Here is my solution to the problem of which I am not particularly proud:

class WordOccurrencesSolver {

  def solve(word: String, text: String): Int = {
    val n = word.length
    def solve(acc: Int, word: String, sb: String): Int = sb match {
      case _ if sb.length < n => acc
      case _ if sb.substring(0, n) == word => solve(acc + 1, word, sb.tail)
      case _ => solve(acc, word, sb.tail)
    }
    solve(0, word, text)
  }

}

I assume there must be a clean one liner which takes advantage of Scala's higher order functions instead of recursion and match/case clause.

GA1
  • 1,568
  • 2
  • 19
  • 30
  • 2
    Well... I will advise you to atay away from the temptation of finding one liners. First try to focus on the `time-complexity` of your solutions. Only after taking care of that should you look for one-liners or elegance. Try to think of a solution which avoids `n` time usage of substring (which is actually O(n)) making your solution very poor in performence. – sarveshseri Apr 10 '17 at 12:50
  • Similarly `.tail` for String is also O(n) and should be avoided. – sarveshseri Apr 10 '17 at 12:55
  • Good point, I missed it somehow. – GA1 Apr 10 '17 at 13:09

3 Answers3

14

If you are looking for an idiomatic Scala solution then you can use the sliding to create a sliding window iterator and count the wondows which are equal to your target String.
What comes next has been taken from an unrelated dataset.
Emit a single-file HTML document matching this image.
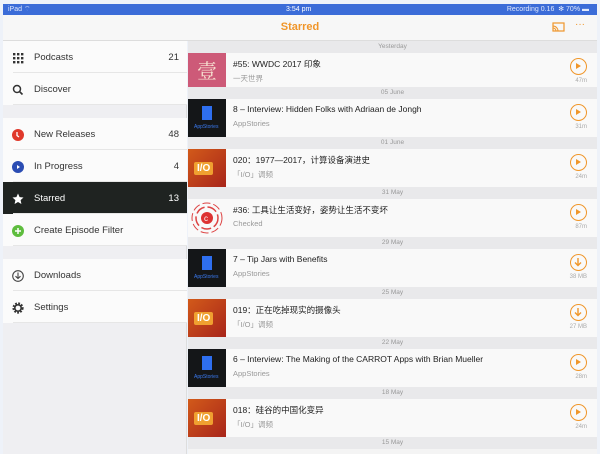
<!DOCTYPE html>
<html><head><meta charset="utf-8"><style>
*{margin:0;padding:0;box-sizing:border-box}
body{width:600px;height:454px;background:#eef2f9;font-family:"Liberation Sans","Noto Sans CJK SC",sans-serif;position:relative;overflow:hidden}
.sb{position:absolute;left:3px;top:4px;width:594px;height:11px;background:#3b6cd8;color:#dfe7fb;font-size:7px;line-height:11px}
.nav{position:absolute;left:3px;top:15px;width:594px;height:26px;background:#f7f7f7;border-bottom:1px solid #ddd}
.nav .t{position:absolute;left:0;right:0;text-align:center;top:6px;color:#f0962a;font-weight:bold;font-size:11px}
.side{position:absolute;left:3px;top:41px;width:184px;height:413px;background:#efeff2;border-right:1px solid #ddd}
.it{position:absolute;left:0;width:184px;height:32px;background:#fbfbfb;font-size:9.5px;color:#333;line-height:33px}
.it span.l{position:absolute;left:31px}
.it span.n{position:absolute;right:8px}
.it .ic{position:absolute;left:9px;top:11px;width:12px;height:12px}
.it:after{content:"";position:absolute;left:10px;right:0;bottom:0;height:1px;background:#e6e6e6}
.it.sel{background:#1f2321;color:#fff}
.main{position:absolute;left:188px;top:41px;width:409px;height:413px;background:#f4f4f4}
.dh{position:absolute;left:0;width:409px;height:12px;background:#e9e9eb;color:#999;font-size:6.5px;text-align:center;line-height:12px}
.row{position:absolute;left:0;width:409px;background:#f9f9f9}
.art{position:absolute;left:0;top:0;width:38px;height:100%}
.tt{position:absolute;left:45px;top:5px;font-size:8.5px;color:#222}
.st{position:absolute;left:45px;top:20px;font-size:7.5px;color:#999}
.pl{position:absolute;right:10px;top:5px;width:17px;height:17px;border:1.5px solid #f0962a;border-radius:50%}
.pl:after{content:"";position:absolute;left:5px;top:3.5px;border-left:5px solid #f0962a;border-top:3.5px solid transparent;border-bottom:3.5px solid transparent}
.dl{position:absolute;right:10px;top:5px;width:17px;height:17px;border:1.5px solid #f0962a;border-radius:50%}
.dur{position:absolute;right:10px;top:25px;font-size:6px;color:#aaa;width:20px;text-align:right}
.io{background:linear-gradient(135deg,#d25a1a,#a8251a)}
.io b{position:absolute;left:6px;top:13px;background:#f0a030;color:#fff;font-size:10px;padding:1px 3px;border-radius:2px}
.as{background:#141618}
.as i{position:absolute;left:14px;top:7px;width:10px;height:14px;background:#2e6ff0}
.as s{position:absolute;left:6px;top:25px;font-size:5px;color:#3a7af0;text-decoration:none}
</style></head><body>
<div class="sb"><span style="position:absolute;left:5px">iPad ︎⌔</span><span style="position:absolute;left:283px;color:#fff">3:54 pm</span><span style="position:absolute;right:8px">Recording 0.16 &nbsp;✻ 70% ▬</span></div>
<div class="nav"><div class="t">Starred</div>
<svg style="position:absolute;left:549px;top:7px" width="13" height="10"><rect x="1" y="1" width="11" height="8" fill="none" stroke="#f0962a" stroke-width="1.2"/><path d="M1 6a3 3 0 0 1 3 3M1 4a5 5 0 0 1 5 5" stroke="#f0962a" fill="none"/></svg>
<span style="position:absolute;left:572px;top:4px;color:#f0962a;font-size:10px">···</span></div>
<div class="side">
<div class="it" style="top:0"><svg class="ic" viewBox="0 0 12 12"><g fill="#333"><rect x="1" y="1" width="2.4" height="2.4"/><rect x="5" y="1" width="2.4" height="2.4"/><rect x="9" y="1" width="2.4" height="2.4"/><rect x="1" y="5" width="2.4" height="2.4"/><rect x="5" y="5" width="2.4" height="2.4"/><rect x="9" y="5" width="2.4" height="2.4"/><rect x="1" y="9" width="2.4" height="2.4"/><rect x="5" y="9" width="2.4" height="2.4"/><rect x="9" y="9" width="2.4" height="2.4"/></g></svg><span class="l">Podcasts</span><span class="n">21</span></div>
<div class="it" style="top:32px"><svg class="ic" viewBox="0 0 12 12"><circle cx="5" cy="5" r="3.5" fill="none" stroke="#333" stroke-width="1.5"/><path d="M7.5 7.5l3 3" stroke="#333" stroke-width="1.6"/></svg><span class="l">Discover</span></div>
<div class="it" style="top:77px"><svg class="ic" viewBox="0 0 12 12"><circle cx="6" cy="6" r="6" fill="#e0392b"/><path d="M5 3v3.5l2 1.5" stroke="#fff" stroke-width="1.3" fill="none"/></svg><span class="l">New Releases</span><span class="n">48</span></div>
<div class="it" style="top:109px"><svg class="ic" viewBox="0 0 12 12"><circle cx="6" cy="6" r="6" fill="#2b4db3"/><path d="M5 4l3 2-3 2z" fill="#fff"/></svg><span class="l">In Progress</span><span class="n">4</span></div>
<div class="it sel" style="top:141px"><svg class="ic" viewBox="0 0 12 12"><path d="M6 .5l1.6 3.6 3.9.4-2.9 2.6.8 3.9L6 9 2.6 11l.8-3.9L.5 4.5l3.9-.4z" fill="#fff"/></svg><span class="l">Starred</span><span class="n">13</span></div>
<div class="it" style="top:173px"><svg class="ic" viewBox="0 0 12 12"><circle cx="6" cy="6" r="6" fill="#5ebd3e"/><path d="M6 3v6M3 6h6" stroke="#fff" stroke-width="1.5"/></svg><span class="l">Create Episode Filter</span></div>
<div class="it" style="top:218px"><svg class="ic" viewBox="0 0 12 12"><circle cx="6" cy="6" r="5.3" fill="none" stroke="#444" stroke-width="1.1"/><path d="M6 2.5v6M3.5 6.2L6 8.5l2.5-2.3" stroke="#444" stroke-width="1.1" fill="none"/></svg><span class="l">Downloads</span></div>
<div class="it" style="top:250px"><svg class="ic" viewBox="0 0 12 12"><circle cx="6" cy="6" r="4.3" fill="none" stroke="#333" stroke-width="2.6" stroke-dasharray="1.7 1.2"/><circle cx="6" cy="6" r="3.2" fill="none" stroke="#333" stroke-width="1.6"/></svg><span class="l">Settings</span></div>
</div>
<div class="main">
<div class="dh" style="top:0">Yesterday</div>
<div class="row" style="top:12px;height:34px"><div class="art" style="background:#cd5a78;color:#f6e0d0;font-size:20px;text-align:center;line-height:34px;font-family:'Noto Serif CJK SC',serif">壹</div><div class="tt">#55: WWDC 2017 印象</div><div class="st">一天世界</div><div class="pl"></div><div class="dur">47m</div></div>
<div class="dh" style="top:46px">05 June</div>
<div class="row" style="top:58px;height:38px"><div class="art as"><i></i><s>AppStories</s></div><div class="tt">8 – Interview: Hidden Folks with Adriaan de Jongh</div><div class="st">AppStories</div><div class="pl"></div><div class="dur">31m</div></div>
<div class="dh" style="top:96px">01 June</div>
<div class="row" style="top:108px;height:38px"><div class="art io"><b>I/O</b></div><div class="tt">020：1977—2017，计算设备演进史</div><div class="st">「I/O」调频</div><div class="pl"></div><div class="dur">24m</div></div>
<div class="dh" style="top:146px">31 May</div>
<div class="row" style="top:158px;height:38px"><div class="art" style="background:#f9f9f9"><svg width="38" height="38"><circle cx="19" cy="19" r="15" fill="none" stroke="#d44" stroke-width="1" stroke-dasharray="8 3"/><circle cx="19" cy="19" r="11" fill="none" stroke="#d44" stroke-width="1.5" stroke-dasharray="10 3"/><circle cx="19" cy="19" r="6" fill="#d33"/><text x="16" y="22" font-size="8" fill="#fff" font-family="Liberation Sans">c</text></svg></div><div class="tt">#36: 工具让生活变好，姿势让生活不变坏</div><div class="st">Checked</div><div class="pl"></div><div class="dur">87m</div></div>
<div class="dh" style="top:196px">29 May</div>
<div class="row" style="top:208px;height:38px"><div class="art as"><i></i><s>AppStories</s></div><div class="tt">7 – Tip Jars with Benefits</div><div class="st">AppStories</div><div class="dl"><svg width="14" height="14" style="position:absolute;left:0;top:0"><path d="M7 3v7M4 7.5l3 3 3-3" stroke="#f0962a" stroke-width="1.4" fill="none"/></svg></div><div class="dur">38 MB</div></div>
<div class="dh" style="top:246px">25 May</div>
<div class="row" style="top:258px;height:38px"><div class="art io"><b>I/O</b></div><div class="tt">019：正在吃掉现实的摄像头</div><div class="st">「I/O」调频</div><div class="dl"><svg width="14" height="14" style="position:absolute;left:0;top:0"><path d="M7 3v7M4 7.5l3 3 3-3" stroke="#f0962a" stroke-width="1.4" fill="none"/></svg></div><div class="dur">27 MB</div></div>
<div class="dh" style="top:296px">22 May</div>
<div class="row" style="top:308px;height:38px"><div class="art as"><i></i><s>AppStories</s></div><div class="tt">6 – Interview: The Making of the CARROT Apps with Brian Mueller</div><div class="st">AppStories</div><div class="pl"></div><div class="dur">28m</div></div>
<div class="dh" style="top:346px">18 May</div>
<div class="row" style="top:358px;height:38px"><div class="art io"><b>I/O</b></div><div class="tt">018：硅谷的中国化变异</div><div class="st">「I/O」调频</div><div class="pl"></div><div class="dur">24m</div></div>
<div class="dh" style="top:396px">15 May</div>
</div>
</body></html>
This solution while being functional also offers you an acceptable performence.

def countOccurrences(src: String, tgt: String): Int =
  src.sliding(tgt.length).count(window => window == tgt)
sarveshseri
  • 13,738
  • 28
  • 47
  • Looks great. What is the time complexity for this solution? – GA1 Apr 10 '17 at 13:12
  • Well... lets say that your `src` is of lenght `m` and `tgt` is of length `n`. Then step 1 - creating the window iterator is `O(m)`. this iterator will have `m-n` window strings. step 2 - count involves a comparision of window string of length `n` with `tgt` string for every window string. so it is `O(n*m)`. So the over all complextity is `O(m*n)` – sarveshseri Apr 10 '17 at 13:21
  • Great, this is exactly the solution I wanted to find. I am still curious though. Are there algorithms which could achieve the same thing (not necessarily one liners) in `O(n)` following your notation? That is algorithms for which the length of `src` is irrelevant, speaking in `O` terms. – GA1 Apr 10 '17 at 13:29
  • SubString search has been a very worked upon field and hence there are many wonderful algorithms, some of which are condition dependent where as some are generally applicable. You can read about them in detail here - http://www-igm.univ-mlv.fr/~lecroq/string/ . But be-warned this written with a mathematics centric perspective. But you can just search for simpler explanations of these algorithms on Google. – sarveshseri Apr 10 '17 at 13:37
  • But there will not be any O(n) algorithms as that will be impossible. Even O(m) algorithms should be impossible. – sarveshseri Apr 10 '17 at 13:40
2

You can probably use this java function:

StringUtils.countMatches(stringToFindMatchesIn, keyWordToFind );

This will return the number of occurences of the keyword in the string

iPhantomGuy
  • 240
  • 1
  • 11
  • I do not think OP is allowed to use that. This looks like a homework question/excercise. – sarveshseri Apr 10 '17 at 12:56
  • StringUtils is from Apache Commons, not from a Core Java library! And it's not a Scala-only approach anyway. – Viacheslav Rodionov May 09 '19 at 14:47
  • 1
    @ViacheslavRodionov it is work at Scala and it's seems correct (does what is need). Also it is probably more efficient than answers upper – Mikhail Ionkin Jul 23 '19 at 09:07
  • @MikhailIonkin please read the original question again and also the comment above mine. The sole fact that this works is not enough to propose this code as a solution. – Viacheslav Rodionov Jul 23 '19 at 19:25
  • 1
    @ViacheslavRodionov At google i found this question, and this answer helps me. It's elegant, tested (production quality) and "one-line" solution. Yes, end of this question about clear Scala solution, but I'm not sure that it is best for all. – Mikhail Ionkin Jul 23 '19 at 20:38
0

If somebody else is looking for a very efficient and semi-idomatic solution, use

extension (s: String) def countSubstr(sub: String, overlap: Boolean = false): Int = {
  if (sub.isEmpty) throw IllegalArgumentException("substring must not be empty")
  val d = if (overlap) 1 else sub.length
  @tailrec
  def count(pos: Int, acc: Int): Int =
    s.indexOf(sub, pos) match {
      case -1 => acc
      case j => count(j + d, acc + 1)
    }
  count(0, 0)
}

For Scala 2 compatibility or if you do not like extensions, use

def countSubstr(s: String, sub: String, overlap: Boolean = false): Int = {
  ...

Runtime is O(s.length) for overlap = false. There are no object allocations, the @tailrec method gets optimized to a jump and the match to an if.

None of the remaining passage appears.